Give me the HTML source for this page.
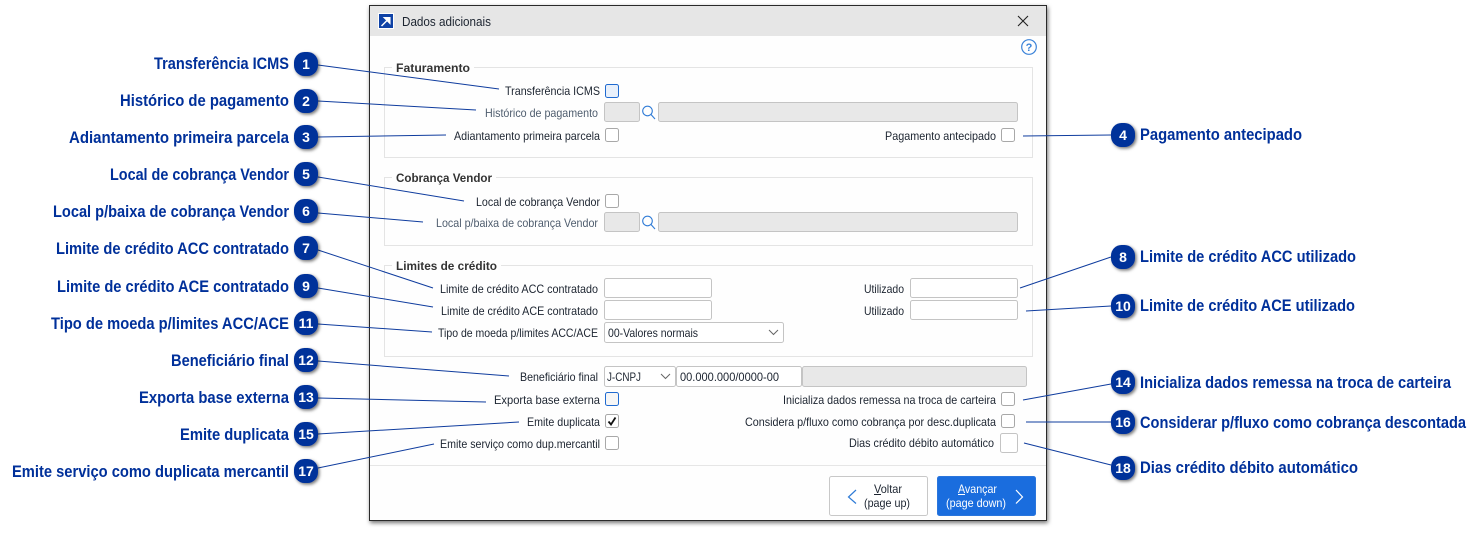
<!DOCTYPE html>
<html lang="pt"><head><meta charset="utf-8"><title>Dados adicionais</title>
<style>
html,body{margin:0;padding:0;background:#fff;width:1482px;height:537px;overflow:hidden}
svg{display:block}
text{font-family:"Liberation Sans",sans-serif}
.c{font-size:16.5px;font-weight:bold;fill:#00309a}
.l{font-size:12px;fill:#1c2430}
.d{font-size:12px;fill:#4f5d6e}
.g{font-size:12px;font-weight:bold;fill:#333}
.n{font-size:14px;font-weight:bold;fill:#fff;text-anchor:middle}
.cb{fill:#fff;stroke:#a8a8a8;stroke-width:1}
.in{fill:#fff;stroke:#c4c4c4;stroke-width:1}
.ds{fill:#e8e8e8;stroke:#c4c4c4;stroke-width:1}
.box{fill:none;stroke:#e4e4e4;stroke-width:1}
.ln{stroke:#0f3c9e;stroke-width:1;fill:none}
.b{fill:#00309a}
</style></head><body>
<svg width="1482" height="537" viewBox="0 0 1482 537" xmlns="http://www.w3.org/2000/svg">
<defs>
<filter id="s" x="-40%" y="-40%" width="190%" height="190%"><feDropShadow dx="1.5" dy="1.5" stdDeviation="1.5" flood-color="#000" flood-opacity=".55"/></filter>
<filter id="w" x="-3%" y="-3%" width="106%" height="106%"><feDropShadow dx="1" dy="2" stdDeviation="2" flood-color="#000" flood-opacity=".55"/></filter>
</defs>

<!-- dialog -->
<rect x="369.500" y="5.500" width="677" height="515" fill="#fefefe" stroke="#2a2a2a" filter="url(#w)"/>
<rect x="370" y="6" width="676" height="30" fill="#e6e6e6"/>
<rect x="378" y="13" width="16" height="16" fill="#fff"/>
<rect x="379" y="14" width="14" height="14" fill="#0f42a6"/>
<path d="M381.500 26l7-7M384.500 17.800h5.300v5.300z" stroke="#fff" stroke-width="1.500" fill="#fff"/>
<text x="402" y="26" class="l" textLength="89" lengthAdjust="spacingAndGlyphs" style="font-size:13px">Dados adicionais</text>
<path d="M1018 16l10 10M1028 16l-10 10" stroke="#222" stroke-width="1.100" fill="none"/>
<circle cx="1029" cy="47" r="7.300" fill="none" stroke="#3a82d8" stroke-width="1.200"/>
<text x="1029" y="51" text-anchor="middle" style="font-size:11px;font-weight:bold;fill:#3a82d8">?</text>

<!-- groups -->
<rect x="384.500" y="67.500" width="648" height="90" class="box"/>
<rect x="392" y="62" width="82" height="12" fill="#fefefe"/>
<text x="396" y="72" class="g" textLength="74" lengthAdjust="spacingAndGlyphs">Faturamento</text>
<rect x="384.500" y="177.500" width="648" height="68" class="box"/>
<rect x="392" y="172" width="104" height="12" fill="#fefefe"/>
<text x="396" y="182" class="g" textLength="96" lengthAdjust="spacingAndGlyphs">Cobrança Vendor</text>
<rect x="384.500" y="265.500" width="648" height="91" class="box"/>
<rect x="392" y="260" width="109" height="12" fill="#fefefe"/>
<text x="396" y="270" class="g" textLength="101" lengthAdjust="spacingAndGlyphs">Limites de crédito</text>

<!-- row labels -->
<g>
<text x="505" y="95" class="l" textLength="95" lengthAdjust="spacingAndGlyphs">Transferência ICMS</text>
<text x="485" y="117" class="d" textLength="113" lengthAdjust="spacingAndGlyphs">Histórico de pagamento</text>
<text x="454" y="140" class="l" textLength="146" lengthAdjust="spacingAndGlyphs">Adiantamento primeira parcela</text>
<text x="885" y="140" class="l" textLength="111" lengthAdjust="spacingAndGlyphs">Pagamento antecipado</text>
<text x="476" y="206" class="l" textLength="124" lengthAdjust="spacingAndGlyphs">Local de cobrança Vendor</text>
<text x="436" y="227" class="d" textLength="162" lengthAdjust="spacingAndGlyphs">Local p/baixa de cobrança Vendor</text>
<text x="440" y="293" class="l" textLength="158" lengthAdjust="spacingAndGlyphs">Limite de crédito ACC contratado</text>
<text x="441" y="315" class="l" textLength="157" lengthAdjust="spacingAndGlyphs">Limite de crédito ACE contratado</text>
<text x="438" y="337" class="l" textLength="160" lengthAdjust="spacingAndGlyphs">Tipo de moeda p/limites ACC/ACE</text>
<text x="864" y="293" class="l" textLength="40" lengthAdjust="spacingAndGlyphs">Utilizado</text>
<text x="864" y="315" class="l" textLength="40" lengthAdjust="spacingAndGlyphs">Utilizado</text>
<text x="520" y="381" class="l" textLength="78" lengthAdjust="spacingAndGlyphs">Beneficiário final</text>
<text x="494" y="404" class="l" textLength="106" lengthAdjust="spacingAndGlyphs">Exporta base externa</text>
<text x="527" y="426" class="l" textLength="73" lengthAdjust="spacingAndGlyphs">Emite duplicata</text>
<text x="440" y="448" class="l" textLength="160" lengthAdjust="spacingAndGlyphs">Emite serviço como dup.mercantil</text>
<text x="783" y="404" class="l" textLength="213" lengthAdjust="spacingAndGlyphs">Inicializa dados remessa na troca de carteira</text>
<text x="745" y="426" class="l" textLength="251" lengthAdjust="spacingAndGlyphs">Considera p/fluxo como cobrança por desc.duplicata</text>
<text x="849" y="447" class="l" textLength="145" lengthAdjust="spacingAndGlyphs">Dias crédito débito automático</text>
</g>

<!-- controls -->
<rect x="605.500" y="84.500" width="13" height="13" rx="2" fill="#e8f0fb" stroke="#1f6ad0"/>
<rect x="604.500" y="102.500" width="35" height="19" rx="2" class="ds"/>
<circle cx="647.500" cy="111" r="4.800" fill="none" stroke="#2f7bd6" stroke-width="1.100"/><path d="M651 114.500l4 4.500" stroke="#2f7bd6" stroke-width="1.100"/>
<rect x="658.500" y="102.500" width="359" height="19" rx="2" class="ds"/>
<rect x="605.500" y="128.500" width="13" height="13" rx="2" class="cb"/>
<rect x="1001.500" y="128.500" width="13" height="13" rx="2" class="cb"/>

<rect x="605.500" y="194.500" width="13" height="13" rx="2" class="cb"/>
<rect x="604.500" y="212.500" width="35" height="19" rx="2" class="ds"/>
<circle cx="647.500" cy="221" r="4.800" fill="none" stroke="#2f7bd6" stroke-width="1.100"/><path d="M651 224.500l4 4.500" stroke="#2f7bd6" stroke-width="1.100"/>
<rect x="658.500" y="212.500" width="359" height="19" rx="2" class="ds"/>

<rect x="604.500" y="278.500" width="107" height="19" rx="2" class="in"/>
<rect x="604.500" y="300.500" width="107" height="19" rx="2" class="in"/>
<rect x="910.500" y="278.500" width="107" height="19" rx="2" class="in"/>
<rect x="910.500" y="300.500" width="107" height="19" rx="2" class="in"/>
<rect x="604.500" y="322.500" width="179" height="20" rx="2" class="in"/>
<text x="608" y="337" class="l" textLength="90" lengthAdjust="spacingAndGlyphs">00-Valores normais</text>
<path d="M769 330l4.500 4.500 4.500-4.500" fill="none" stroke="#666"/>

<rect x="604.500" y="366.500" width="71" height="20" rx="2" class="in"/>
<text x="607" y="381" class="l" textLength="34" lengthAdjust="spacingAndGlyphs">J-CNPJ</text>
<path d="M661 374l4.500 4.500 4.500-4.500" fill="none" stroke="#666"/>
<rect x="676.500" y="366.500" width="125" height="20" rx="2" class="in"/>
<text x="680" y="381" class="l" textLength="99" lengthAdjust="spacingAndGlyphs">00.000.000/0000-00</text>
<rect x="802.500" y="366.500" width="224" height="20" rx="2" class="ds"/>

<rect x="605.500" y="392.500" width="13" height="13" rx="2" fill="#f6f6f6" stroke="#1f6ad0"/>
<rect x="605.500" y="414.500" width="13" height="13" rx="2" class="cb"/>
<path d="M608.500 421.500l2.500 3 4.500-7" fill="none" stroke="#111" stroke-width="1.800"/>
<rect x="605.500" y="436.500" width="13" height="13" rx="2" class="cb"/>
<rect x="1001.500" y="392.500" width="13" height="13" rx="2" class="cb"/>
<rect x="1001.500" y="414.500" width="13" height="13" rx="2" class="cb"/>
<rect x="1000.500" y="433.500" width="17" height="19" rx="2" class="in"/>

<!-- footer -->
<rect x="370" y="465" width="676" height="1" fill="#e6e6e6"/>
<rect x="829.500" y="476.500" width="98" height="39" rx="2" fill="#fff" stroke="#c8c8c8"/>
<path d="M856 490l-7.500 7 7.500 6.500" fill="none" stroke="#2f7bd6" stroke-width="1.200"/>
<text x="874" y="493" class="l" textLength="28" lengthAdjust="spacingAndGlyphs">Voltar</text>
<rect x="874" y="494" width="7" height="1" fill="#1c2430"/>
<text x="864" y="507" class="l" textLength="46" lengthAdjust="spacingAndGlyphs">(page up)</text>
<rect x="937.500" y="476.500" width="98" height="39" rx="2" fill="#1a6dde" stroke="#2a75dc"/>
<path d="M1016 490l6.500 7-6.500 6.500" fill="none" stroke="#fff" stroke-width="1.200"/>
<text x="958" y="493" style="font-size:12px;fill:#fff" textLength="39" lengthAdjust="spacingAndGlyphs">Avançar</text>
<rect x="958" y="494" width="7" height="1" fill="#fff"/>
<text x="946" y="507" style="font-size:12px;fill:#fff" textLength="60" lengthAdjust="spacingAndGlyphs">(page down)</text>

<!-- connector lines -->
<g class="ln">
<path d="M318 65L499 89"/><path d="M318 101L476 110"/><path d="M318 137L446 135"/>
<path d="M1023 136L1111 135"/><path d="M318 177L464 201"/><path d="M318 213L423 222"/>
<path d="M318 250L433 288"/><path d="M318 288L433 307"/><path d="M318 324L432 332"/>
<path d="M318 361L509 376"/><path d="M318 398L486 402"/><path d="M318 434L519 422"/>
<path d="M318 468L434 444"/><path d="M1020 288L1111 257"/><path d="M1026 311L1111 306"/>
<path d="M1023 400L1111 384"/><path d="M1026 422L1111 422"/><path d="M1024 443L1111 465"/>
</g>

<!-- callout badges -->
<g class="b" filter="url(#s)">
<rect x="294" y="52" width="24" height="24" rx="10.500"/><rect x="294" y="89" width="24" height="24" rx="10.500"/><rect x="294" y="125" width="24" height="24" rx="10.500"/>
<rect x="294" y="162" width="24" height="24" rx="10.500"/><rect x="294" y="199" width="24" height="24" rx="10.500"/><rect x="294" y="236" width="24" height="24" rx="10.500"/>
<rect x="294" y="274" width="24" height="24" rx="10.500"/><rect x="294" y="311" width="24" height="24" rx="10.500"/><rect x="294" y="348" width="24" height="24" rx="10.500"/>
<rect x="294" y="385" width="24" height="24" rx="10.500"/><rect x="294" y="422" width="24" height="24" rx="10.500"/><rect x="294" y="459" width="24" height="24" rx="10.500"/>
<rect x="1111" y="123" width="24" height="24" rx="10.500"/><rect x="1111" y="245" width="24" height="24" rx="10.500"/><rect x="1111" y="294" width="24" height="24" rx="10.500"/>
<rect x="1111" y="370" width="24" height="24" rx="10.500"/><rect x="1111" y="410" width="24" height="24" rx="10.500"/><rect x="1111" y="456" width="24" height="24" rx="10.500"/>
</g>
<text x="306" y="69" class="n">1</text><text x="306" y="106" class="n">2</text><text x="306" y="142" class="n">3</text>
<text x="306" y="179" class="n">5</text><text x="306" y="216" class="n">6</text><text x="306" y="253" class="n">7</text>
<text x="306" y="291" class="n">9</text><text x="306" y="328" class="n">11</text><text x="306" y="365" class="n">12</text>
<text x="306" y="402" class="n">13</text><text x="306" y="439" class="n">15</text><text x="306" y="476" class="n">17</text>
<text x="1123" y="140" class="n">4</text><text x="1123" y="262" class="n">8</text><text x="1123" y="311" class="n">10</text>
<text x="1123" y="387" class="n">14</text><text x="1123" y="427" class="n">16</text><text x="1123" y="473" class="n">18</text>

<!-- callout labels -->
<g>
<text x="154" y="69" class="c" textLength="135" lengthAdjust="spacingAndGlyphs">Transferência ICMS</text>
<text x="120" y="106" class="c" textLength="169" lengthAdjust="spacingAndGlyphs">Histórico de pagamento</text>
<text x="69" y="143" class="c" textLength="220" lengthAdjust="spacingAndGlyphs">Adiantamento primeira parcela</text>
<text x="110" y="180" class="c" textLength="179" lengthAdjust="spacingAndGlyphs">Local de cobrança Vendor</text>
<text x="53" y="217" class="c" textLength="236" lengthAdjust="spacingAndGlyphs">Local p/baixa de cobrança Vendor</text>
<text x="56" y="254" class="c" textLength="233" lengthAdjust="spacingAndGlyphs">Limite de crédito ACC contratado</text>
<text x="57" y="292" class="c" textLength="232" lengthAdjust="spacingAndGlyphs">Limite de crédito ACE contratado</text>
<text x="51" y="329" class="c" textLength="238" lengthAdjust="spacingAndGlyphs">Tipo de moeda p/limites ACC/ACE</text>
<text x="171" y="366" class="c" textLength="118" lengthAdjust="spacingAndGlyphs">Beneficiário final</text>
<text x="139" y="403" class="c" textLength="150" lengthAdjust="spacingAndGlyphs">Exporta base externa</text>
<text x="180" y="440" class="c" textLength="109" lengthAdjust="spacingAndGlyphs">Emite duplicata</text>
<text x="12" y="477" class="c" textLength="277" lengthAdjust="spacingAndGlyphs">Emite serviço como duplicata mercantil</text>
<text x="1140" y="140" class="c" textLength="162" lengthAdjust="spacingAndGlyphs">Pagamento antecipado</text>
<text x="1140" y="262" class="c" textLength="216" lengthAdjust="spacingAndGlyphs">Limite de crédito ACC utilizado</text>
<text x="1140" y="311" class="c" textLength="215" lengthAdjust="spacingAndGlyphs">Limite de crédito ACE utilizado</text>
<text x="1140" y="388" class="c" textLength="311" lengthAdjust="spacingAndGlyphs">Inicializa dados remessa na troca de carteira</text>
<text x="1140" y="428" class="c" textLength="326" lengthAdjust="spacingAndGlyphs">Considerar p/fluxo como cobrança descontada</text>
<text x="1140" y="473" class="c" textLength="218" lengthAdjust="spacingAndGlyphs">Dias crédito débito automático</text>
</g>
</svg>
</body></html>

★ ★ ★ ★

TASK INSTRUCTIONS: Of the lines above, how many contain the word "page"? Provide the number and nothing else.

REPLY TO THE TASK: 3